Strategy: Creating an Identity Ecosystem
Creating an Identity Ecosystem
The federal government’s draft National Strategy for Trusted Identities in Cyberspace (NSTIC) outlines a step-by-step plan to establish and cultivate an identity ecosystem, including a “commitment to action” aimed at driving successful implementation and adoption. In support of this, IT and security professionals in government agencies will be called on to help establish a trusted identity infrastructure in their agencies and to tie those systems into the broader ecosystem.
An identity ecosystem is an environment in which the online credentials issued by trusted private or public identity providers are accepted by others to enable access to online applications beyond the domain of their originally intended use. Similar to the way the driver’s license is now accepted by banks, employers and airport security, the administration seeks to leverage online credentials such as user IDs and passwords that are issued by one trusted online identity provider to access other relying party applications.

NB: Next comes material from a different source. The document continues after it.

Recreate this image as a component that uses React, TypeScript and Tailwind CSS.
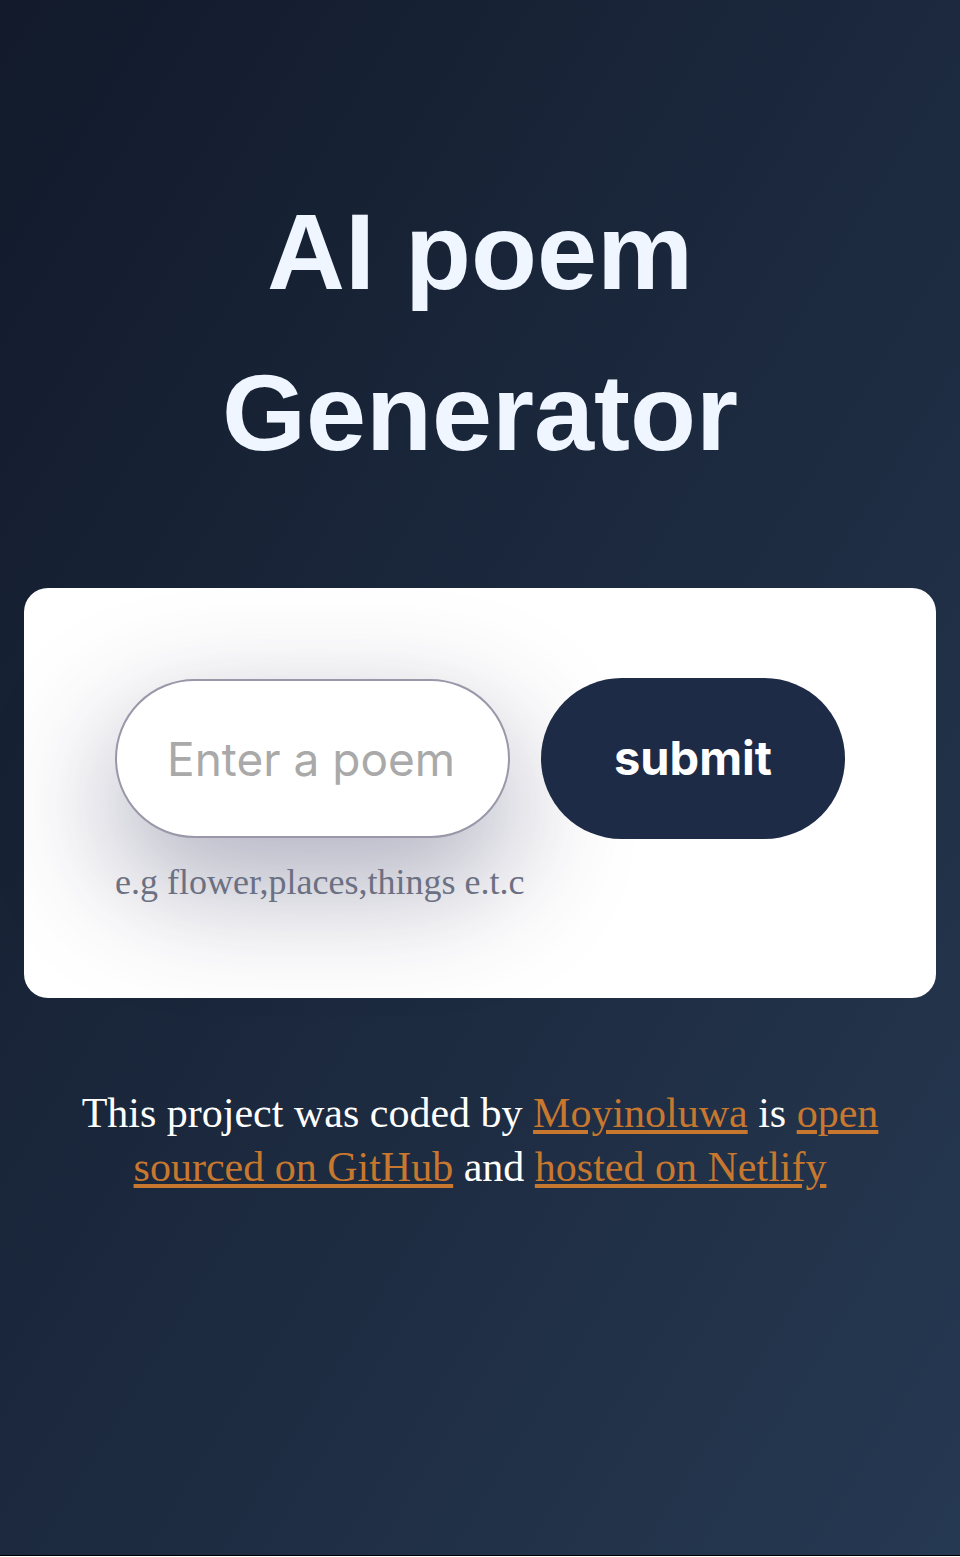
export default function App() {
  return (
    <div className="min-h-[1556px] border-b border-black bg-linear-to-br from-[#121a2b] to-[#263952] font-['Liberation_Sans',Arial,sans-serif]">
      <div className="pt-[171px]">
        <h1 className="text-center text-[108px] font-bold leading-[161px] text-[#eff6ff]">
          AI poem Generator
        </h1>
      </div>

      <div className="mx-[24px] mt-[95px] h-[410px] rounded-[24px] bg-white px-[91px] pt-[90px]">
        <form className="flex items-center gap-[31px]" onSubmit={(e) => e.preventDefault()}>
          <input
            type="text"
            placeholder="Enter a poem"
            className="h-[159px] w-[395px] rounded-full border-2 border-[#9a97a8] bg-white px-[50px] font-['Inter',sans-serif] text-[46px] text-[#333] shadow-[0_45px_120px_5px_rgba(50,50,93,0.38)] outline-none placeholder:text-[#a9a9a9]"
          />
          <button
            type="submit"
            className="h-[161px] w-[305px] rounded-full bg-[#1e2b47] font-['Inter',sans-serif] text-[47px] font-bold text-white"
          >
            submit
          </button>
        </form>
        <p className="mt-[16px] font-['Liberation_Serif','Times_New_Roman',serif] text-[36px] text-[#6b7082]">
          e.g flower,places,things e.t.c
        </p>
      </div>

      <footer className="mt-[88px] px-[60px] text-center font-['Liberation_Serif','Times_New_Roman',serif] text-[42px] leading-[54px] text-white">
        This project was coded by{" "}
        <a href="#" className="text-[#c8782e] underline">
          Moyinoluwa
        </a>{" "}
        is{" "}
        <a href="#" className="text-[#c8782e] underline">
          open sourced on GitHub
        </a>{" "}
        and{" "}
        <a href="#" className="text-[#c8782e] underline">
          hosted on Netlify
        </a>
      </footer>
    </div>
  );
}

Use of the ecosystem would be voluntary, and users could determine whether or not the identity provider releases their information. In an identity ecosystem, communities of interest and technology-specific profiles would be used and interactions performed based on needs and risk tolerances of the relying party and permissions granted by the end users. By creating a user-centric electronic world, characterized by interoperability and an easy-to-use, risk-based authentication and authorization scheme, the ecosystem will promote many benefits: security, efficiency, confidence in digital identities, increased privacy, greater choice and opportunities for innovation.
Many private sector companies have their own mini ecosystems or federations. While various policies, standards, technologies and federations have achieved success on a small scale, the capability to deploy a full identity ecosystem has never materialized. In order to ensure that the vision for the identity ecosystem becomes reality, the NSTIC identifies nine tactical implementation strategies.
While all nine are important to the success of the ecosystem, this report focuses on four action items that may be more critical to the successful implementation and adoption of an integrated public/private cyber environment. Those include appointing an agency lead, overcoming the liability issue, aggressively broadening implementations, and outreach and awareness. (S1710910)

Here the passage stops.